At Friday, November 03, 2006 8:15:00 AM, Blogger Matt G said...

Holly, I grew up on Davis Bakery. I know Davis Bakery. This ain't no Davis Purity Bakery.
Seriously. I used to LOVE Davis' goodies, and would declare them the best. They do make a fine pie, and nice dainties for the breakfast table.

But there's something about the technique that Krispy Kreme has gotten down, which includes getting the donuts off the belt and into your box laid flat (not edge-on, which would be more economical, space-wise) while still very warm that is heaven. The glaze has, I think, a good deal more butter/grease/fatty goodness in it than other glazes than I've seen, and it doesn't seem to let the donut get stale as quickly.

I HATE stale donuts. By stale, I mean more than 2 hours old. But I can often eat a Krispy Kreme the next morning, a full 18 hours later.
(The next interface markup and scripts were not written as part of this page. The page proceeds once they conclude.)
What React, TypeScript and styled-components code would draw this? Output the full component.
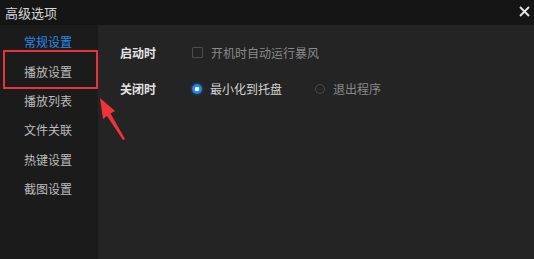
import React from "react";
import styled, { createGlobalStyle } from "styled-components";

const Global = createGlobalStyle`
  html, body { margin: 0; padding: 0; background: #242424; }
  body { font-family: "Noto Sans CJK SC", "Noto Sans", sans-serif; }
  #root { width: 534px; height: 259px; }
`;

const Window = styled.div`
  position: relative;
  width: 534px;
  height: 259px;
  display: flex;
  flex-direction: column;
  background: #242424;
  overflow: hidden;
`;

const TitleBar = styled.div`
  height: 25px;
  flex: none;
  display: flex;
  align-items: center;
  justify-content: space-between;
  padding: 0 4px 0 5px;
  background: #151515;
`;

const Title = styled.span`
  font-size: 13px;
  color: #d6d6d6;
  line-height: 1;
  margin-top: -1px;
`;

const Close = styled.svg`
  width: 11px;
  height: 11px;
  margin-top: -2px;
`;

const Body = styled.div`
  flex: 1;
  display: flex;
`;

const Sidebar = styled.div`
  width: 98px;
  flex: none;
  background: #1b1b1b;
  padding-top: 2px;
  display: flex;
  flex-direction: column;
`;

const NavItem = styled.div<{ $active?: boolean }>`
  height: 29.4px;
  display: flex;
  align-items: center;
  padding-left: 24px;
  font-size: 12px;
  color: ${(p) => (p.$active ? "#2a8ae8" : "#bdbdbd")};
`;

const Content = styled.div`
  flex: 1;
  padding: 19px 0 0 22px;
  display: flex;
  flex-direction: column;
  gap: 19px;
`;

const Row = styled.div`
  display: flex;
  align-items: center;
  height: 17px;
`;

const Label = styled.span`
  width: 72px;
  font-size: 12px;
  color: #e2e2e2;
  font-weight: 600;
`;

const Option = styled.label<{ $dim?: boolean; $gap?: number }>`
  display: flex;
  align-items: center;
  font-size: 12px;
  color: ${(p) => (p.$dim ? "#8a8a8a" : "#d4d4d4")};
  margin-right: ${(p) => p.$gap ?? 0}px;
`;

const Check = styled.span`
  width: 9px;
  height: 9px;
  border: 1px solid #4d4d4d;
  border-radius: 1px;
  margin-right: 8px;
`;

const Radio = styled.span<{ $on?: boolean }>`
  width: 10px;
  height: 10px;
  border-radius: 50%;
  box-sizing: border-box;
  margin-right: 8px;
  ${(p) =>
    p.$on
      ? `background: radial-gradient(circle, #ffffff 0 2px, #1f86ee 2.6px);
         box-shadow: 0 0 3px rgba(40,140,255,0.7);`
      : `border: 1px solid #4a4a4a;`}
`;

const Highlight = styled.div`
  position: absolute;
  left: 3px;
  top: 50px;
  width: 95px;
  height: 39px;
  box-sizing: border-box;
  border: 2px solid #e8333a;
`;

const Arrow = styled.svg`
  position: absolute;
  left: 94px;
  top: 94px;
  width: 36px;
  height: 50px;
`;

export default function App() {
  const nav = ["常规设置", "播放设置", "播放列表", "文件关联", "热键设置", "截图设置"];
  return (
    <>
      <Global />
      <Window>
        <TitleBar>
          <Title>高级选项</Title>
          <Close viewBox="0 0 11 11">
            <path d="M1 1 L10 10 M10 1 L1 10" stroke="#e6e6e6" strokeWidth="1.8" />
          </Close>
        </TitleBar>
        <Body>
          <Sidebar>
            {nav.map((n, i) => (
              <NavItem key={n} $active={i === 0}>
                {n}
              </NavItem>
            ))}
          </Sidebar>
          <Content>
            <Row>
              <Label>启动时</Label>
              <Option $dim>
                <Check />
                开机时自动运行暴风
              </Option>
            </Row>
            <Row>
              <Label>关闭时</Label>
              <Option $gap={33}>
                <Radio $on />
                最小化到托盘
              </Option>
              <Option $dim>
                <Radio />
                退出程序
              </Option>
            </Row>
          </Content>
        </Body>
        <Highlight />
        <Arrow viewBox="0 0 36 50">
          <path d="M6 4 L21 17 L16.5 19.5 L31 45 L29 46 L13 22 L9 25 Z" fill="#f0333a" />
        </Arrow>
      </Window>
    </>
  );
}
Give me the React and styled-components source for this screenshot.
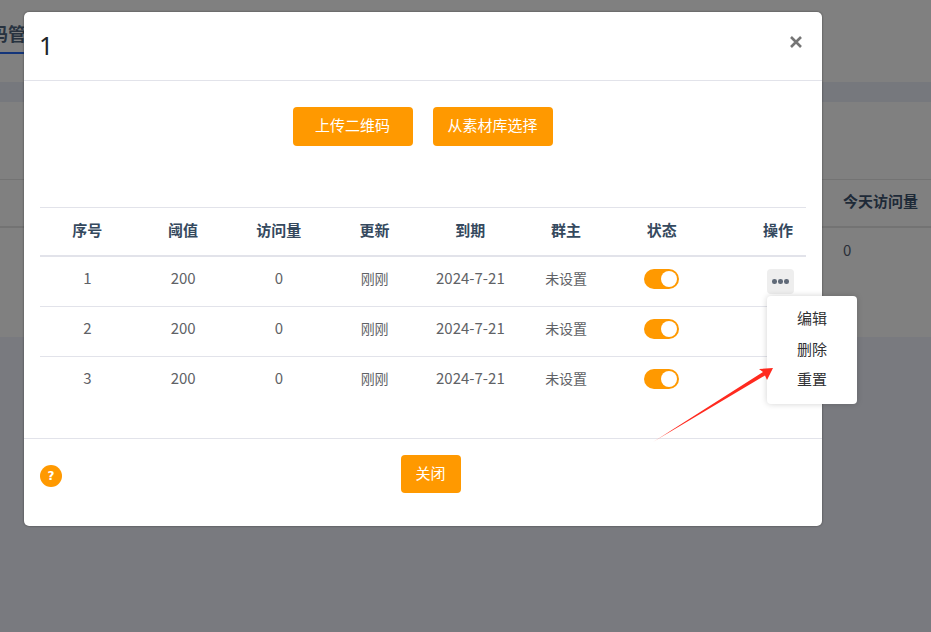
import React from "react";
import styled, { createGlobalStyle } from "styled-components";

const Global = createGlobalStyle`
  html, body { margin: 0; padding: 0; width: 931px; height: 632px; overflow: hidden; }
  body { font-family: "Noto Sans CJK SC", "Noto Sans", sans-serif; font-size: 14px; color: #606266; }
  * { box-sizing: border-box; }
`;

const Page = styled.div`
  position: relative;
  width: 931px;
  height: 632px;
  background: #797a7f;
  overflow: hidden;
`;
const TopBar = styled.div`
  height: 82px;
  background: #808080;
  padding-top: 20px;
`;
const TabLabel = styled.div`
  width: fit-content;
  margin-left: -10px;
  padding-bottom: 6px;
  border-bottom: 2px solid #14357a;
  white-space: nowrap;
  font-size: 18px;
  line-height: 26px;
  font-weight: 700;
  color: #27323f;
`;
const Strip = styled.div`
  height: 20px;
  background: #76787d;
`;
const Card = styled.div`
  height: 235px;
  background: #808080;
  padding-top: 77px;
`;
const BackHead = styled.div`
  height: 49px;
  border-top: 1px solid #737373;
  border-bottom: 2px solid #737373;
  padding-left: 843px;
  font-size: 15px;
  font-weight: 700;
  line-height: 42px;
  color: #1e2a38;
  white-space: nowrap;
`;
const BackCell = styled.div`
  padding: 11px 0 0 843px;
  font-size: 15px;
  line-height: 22px;
  color: #2a2f38;
`;

const Modal = styled.div`
  position: absolute;
  left: 24px;
  top: 12px;
  width: 798px;
  height: 514px;
  background: #fff;
  border-radius: 5px;
  box-shadow: 0 0 2px rgba(40, 40, 40, 0.8);
  display: flex;
  flex-direction: column;
`;
const ModalHead = styled.div`
  height: 69px;
  flex: none;
  border-bottom: 1px solid #e2e3ea;
  display: flex;
  justify-content: space-between;
  padding: 15px 17px 0 16px;
`;
const Title = styled.div`
  font-size: 25px;
  line-height: 36px;
  font-family: "Noto Sans", sans-serif;
  font-weight: 400;
  color: #212529;
  margin-left: -1px;
`;
const Close = styled.div`
  width: 16px;
  height: 16px;
  margin-top: 7px;
  margin-right: 1px;
  color: #757575;
`;
const ModalBody = styled.div`
  height: 357px;
  flex: none;
  padding: 26px 16px 0;
`;
const Actions = styled.div`
  display: flex;
  justify-content: center;
  gap: 20px;
  height: 100px;
`;
const OrangeButton = styled.div`
  width: ${(p) => p.$w}px;
  height: ${(p) => p.$h}px;
  padding: 0 1px ${(p) => p.$lift}px 0;
  background: #ff9900;
  color: #fff;
  border-radius: 4px;
  font-size: 15px;
  display: flex;
  align-items: center;
  justify-content: center;
  white-space: nowrap;
`;
const Table = styled.div`
  width: 766px;
  border-top: 1px solid #e2e3ea;
`;
const HeadRow = styled.div`
  display: grid;
  grid-template-columns: repeat(8, 1fr);
  align-items: center;
  height: 49px;
  padding-bottom: 4px;
  border-bottom: 2px solid #e2e3ea;
`;
const Row = styled.div`
  display: grid;
  grid-template-columns: repeat(8, 1fr);
  align-items: start;
  height: 50px;
  padding-top: 12px;
  border-bottom: ${(p) => (p.$last ? "none" : "1px solid #e2e3ea")};
`;
const HeadCell = styled.div`
  text-align: ${(p) => (p.$right ? "right" : "center")};
  padding-right: ${(p) => (p.$right ? "13px" : "1px")};
  font-size: 15px;
  font-weight: 700;
  color: #35495e;
`;
const Cell = styled.div`
  display: flex;
  justify-content: center;
  padding-right: 1px;
  font-size: ${(p) => (p.$small ? "14px" : "15px")};
  line-height: 18px;
  color: #606266;
`;
const ControlCell = styled.div`
  display: flex;
  justify-content: ${(p) => (p.$right ? "flex-end" : "center")};
  padding-right: ${(p) => (p.$right ? "12px" : "2px")};
`;
const Toggle = styled.div`
  width: 35px;
  height: 20px;
  border-radius: 10px;
  background: #ff9900;
  padding: 2px;
  display: flex;
  justify-content: flex-end;
`;
const Knob = styled.div`
  width: 16px;
  height: 16px;
  border-radius: 50%;
  background: #fff;
`;
const MoreButton = styled.div`
  position: relative;
  width: 27px;
  height: 25px;
  border-radius: 4px;
  background: #eeeeee;
  display: flex;
  align-items: center;
  justify-content: center;
  gap: 1.5px;
`;
const Dot = styled.span`
  width: 4.5px;
  height: 4.5px;
  border-radius: 50%;
  background: #606a78;
`;
const Menu = styled.div`
  position: absolute;
  left: 0;
  top: 27px;
  width: 90px;
  height: 108px;
  padding: 7px 0;
  background: #fff;
  border-radius: 4px;
  box-shadow: 0 0 6px rgba(0, 0, 0, 0.18);
  z-index: 2;
`;
const MenuItem = styled.div`
  height: 30.5px;
  line-height: 30.5px;
  text-align: center;
  font-size: 15px;
  color: #303133;
`;
const ModalFoot = styled.div`
  position: relative;
  flex: 1;
  display: flex;
  justify-content: center;
  padding: 16px 0 0 16px;
  border-top: 1px solid #e2e3ea;
`;
const Help = styled.div`
  position: absolute;
  left: 16px;
  top: 26px;
  width: 22px;
  height: 22px;
  border-radius: 50%;
  background: #ff9900;
  color: #fff;
  font-family: "DejaVu Sans", sans-serif;
  font-size: 12px;
  font-weight: 700;
  display: flex;
  align-items: center;
  justify-content: center;
`;
const Arrow = styled.svg`
  position: absolute;
  left: 650px;
  top: 360px;
  z-index: 3;
  pointer-events: none;
`;

const rows = [1, 2, 3];
const heads = ["序号", "阈值", "访问量", "更新", "到期", "群主", "状态"];

export default function App() {
  return (
    <Page>
      <Global />
      <TopBar>
        <TabLabel>码管</TabLabel>
      </TopBar>
      <Strip />
      <Card>
        <BackHead>今天访问量</BackHead>
        <BackCell>0</BackCell>
      </Card>
      <Modal>
        <ModalHead>
          <Title>1</Title>
          <Close>
            <svg width="16" height="16" viewBox="0 0 16 16" fill="none">
              <path d="M3 3 13 13M13 3 3 13" stroke="currentColor" strokeWidth="2.6" />
            </svg>
          </Close>
        </ModalHead>
        <ModalBody>
          <Actions>
            <OrangeButton $w={120} $h={39} $lift={4}>上传二维码</OrangeButton>
            <OrangeButton $w={120} $h={39} $lift={4}>从素材库选择</OrangeButton>
          </Actions>
          <Table>
            <HeadRow>
              {heads.map((h) => (
                <HeadCell key={h}>{h}</HeadCell>
              ))}
              <HeadCell $right>操作</HeadCell>
            </HeadRow>
            {rows.map((n) => (
              <Row key={n} $last={n === 3}>
                <Cell>{n}</Cell>
                <Cell>200</Cell>
                <Cell>0</Cell>
                <Cell $small>刚刚</Cell>
                <Cell>2024-7-21</Cell>
                <Cell $small>未设置</Cell>
                <ControlCell>
                  <Toggle><Knob /></Toggle>
                </ControlCell>
                <ControlCell $right>
                  {n === 1 && (
                    <MoreButton>
                      <Dot /><Dot /><Dot />
                      <Menu>
                        <MenuItem>编辑</MenuItem>
                        <MenuItem>删除</MenuItem>
                        <MenuItem>重置</MenuItem>
                      </Menu>
                    </MoreButton>
                  )}
                </ControlCell>
              </Row>
            ))}
          </Table>
        </ModalBody>
        <ModalFoot>
          <Help>?</Help>
          <OrangeButton $w={60} $h={38} $lift={4}>关闭</OrangeButton>
        </ModalFoot>
      </Modal>
      <Arrow width="130" height="85" viewBox="0 0 130 85">
        <defs>
          <linearGradient id="arrowFade" x1="3" y1="82" x2="123" y2="8" gradientUnits="userSpaceOnUse">
            <stop offset="0" stopColor="#ff9a90" />
            <stop offset="0.15" stopColor="#ff2a1f" />
          </linearGradient>
        </defs>
        <path d="M3 82 113 12 109 9 123 8 117 20 115 15.5Z" fill="url(#arrowFade)" />
      </Arrow>
    </Page>
  );
}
Now, Davis makes a better jelly donut-- their filling is better.

Holly, I'll just have to bring you out there, some time. It's like a trip to the zoo.

 
At Friday, November 03, 2006 8:17:00 AM, Blogger Matt G said...

Oh, and I have complete understanding for your skepticism, Holly. I didn't get the enthusiasm for 'em before visiting the factory/bakery, myself.

Now... off to look into this "Word Verification" thingy that LawDog mentioned.

 
At Friday, November 03, 2006 6:24:00 PM, Blogger LawDog said...

This comment has been removed by a blog administrator.

 
At Friday, November 03, 2006 6:27:00 PM, Blogger LawDog said...

Young Jedi, one you missed hmmm.

 
At Saturday, November 04, 2006 1:23:00 PM, Blogger Flo said...

Ha! Now LawDog AND the SNSS will have to split the ER bill for Holly's dyslexia. But see, Holly, that's why they do the word verification. Rude people.

Master Yoda is correct, you still missed one.